URL Redirecting Functionality

A GET request to /:urlCode where :urlCode is a valid URL code as specified in config.js will return a 301 redirect to the matching URL in the database, or a 404 not found error if the URL code is not associated with any URL in the database. Regardless of its outcome, this request is logged into the database under the specified VISIT_LOG table, along with the client's IP address, user agent, and HTTP referrer.

API

The only way of interacting with Shortnr is through it's RESTful API.

Shortening URLs

Links can be shortened through a POST request to /api or /api/. The body of the request must validate to JSON and must contain the url property which holds the URL to be shortened.

The service takes the following steps when a URL is submitted to be shortened:

  1. Check the client limits to make sure the client is allowed to shorten a URL.
    • An error message with status code 429 is returned if the client reached any of the limits specified in config.js.
  2. Check to see if the URL is valid according to the URL_PATTERN property specified in config.js. If the URL is invalid, Shortnr will attempt to determine why in order to help the client: 2a. Check to see if request body contained properly formatted JSON. - If not, the service returns an error 400 message telling the client what happened. 2b. Now assuming the request body contained valid JSON, checks to see if the url property was defined. - If not, the service returns an error 400 message telling the client what happened. 2c. Lastly, if the request body contained valid JSON and the url property was defined, Shortnr assumes the URL provided did not validate and returns an error 400 message telling the client what happened.
  3. Check to see if the URL is too short to be shortened.
    • If the URL is too short, an appropriate error 400 message telling the client what happened is returned.
  4. Check to see if the URL has already been shortened in the past.
    • If it has, return the existing short URL associated with the provided URL. This returns a response code 200.
    • If it has not, a new unique URL code is generated and is returned to the client. This returns a response code 201.

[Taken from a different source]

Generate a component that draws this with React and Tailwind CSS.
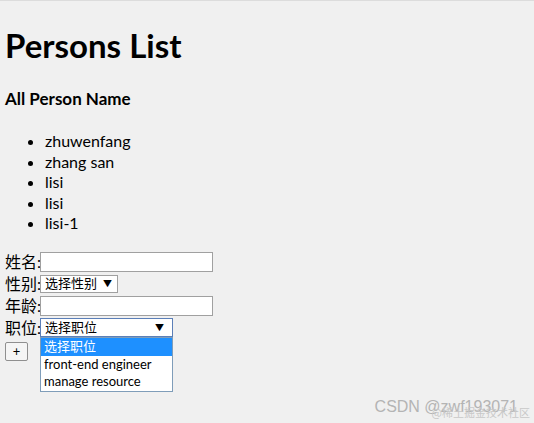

Regardless of its outcome, this request is logged into the database under the specified INSERT_LOG table, along with the client's IP address.

Translating URLs

As a way of helping users of the service fight spam, a translation service is provided that will return the associated URL from a given URL code without redirecting the user's browser.

A GET request to /api/:urlCode where :urlCode is a valid URL code as specified in config.js will return status code 200 and the associated URL in the response body if the URL code exists in the database, or a 404 not found error if the URL code is not associated with any URL in the database. Regardless of its outcome, this request is logged into the database under the specified VISIT_LOG table, along with the client's IP address.

Accessing Statistics

A GET request to /stats/ will return basic statistics about the current service in JSON format to the client. The statistics currently only contain the number of URLs shortened and the total number of redirects the service provided.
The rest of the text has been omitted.